At the level of the courts, the situation is not that different. Both in Belgium and the Netherlands, case law was scrutinised dealing with requests to have foreign marriages certificates and foreign documents establishing parenthood recognised. In Belgium, Article 12 ECHR alone or in conjunction with Article 8 ECHR was (were) invoked in 19% of the analysed cases where recognition was sought of a marriage celebrated abroad. In nearly all cases, the right to marry was invoked to justify the non-recognition of the foreign marriage certificate if it had been established that (one of) the spouses do(es) not have the intention to create a sustainable community of life. Both family and appeal judges emphasised that the right to marry is not absolute and that the ECHR only protects ‘real’ relationships.

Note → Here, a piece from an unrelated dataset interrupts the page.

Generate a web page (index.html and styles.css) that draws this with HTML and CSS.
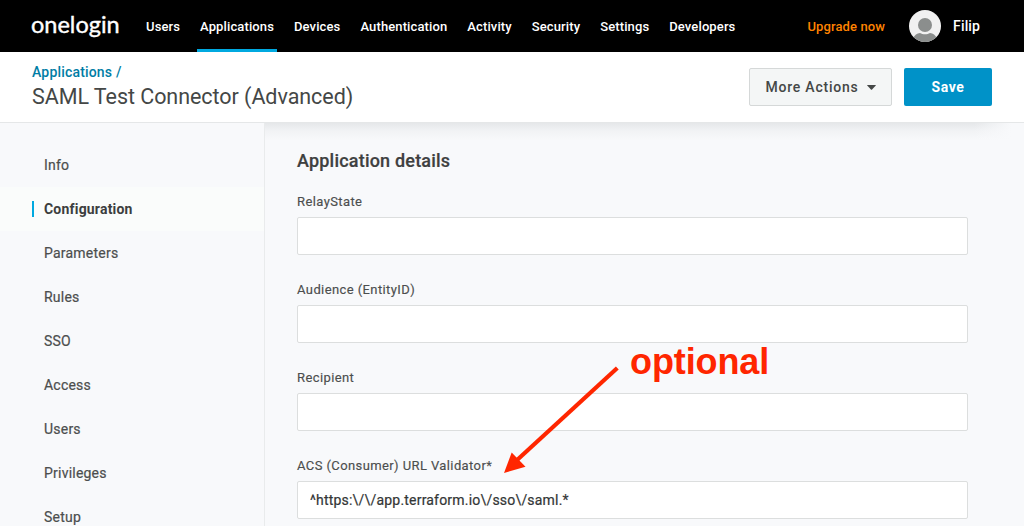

In cases where recognition was sought of parenthood established through surrogacy, the ECtHR’s case law was omnipresent. This is no surprise as Belgium has no legal framework in place dealing with surrogacy. In the Netherlands, reference to the ECHR and the ECtHR’s case law was limited to cases where the applicant(s) tried to obtain the Dutch nationality for a person born during a polygamous marriage. In none of these cases did the applicants succeed in convincing the court to grant them or their child(ren) Dutch nationality.

Further research is needed to determine why domestic judges refrain from explicitly invoking human rights principles. Are national judges not familiar with these principles? Do they not see the potential of these principles when the portability of a personal status is at stake? Or are their judgments shaped by the case law of the ECtHR without explicit reference?

* Dr Sarah Den Haese is a researcher at the Institute for Private International Law at Ghent University. Her research interests concern private international law, (international) family law, human rights law and migration law. She obtained her PhD in October 2021.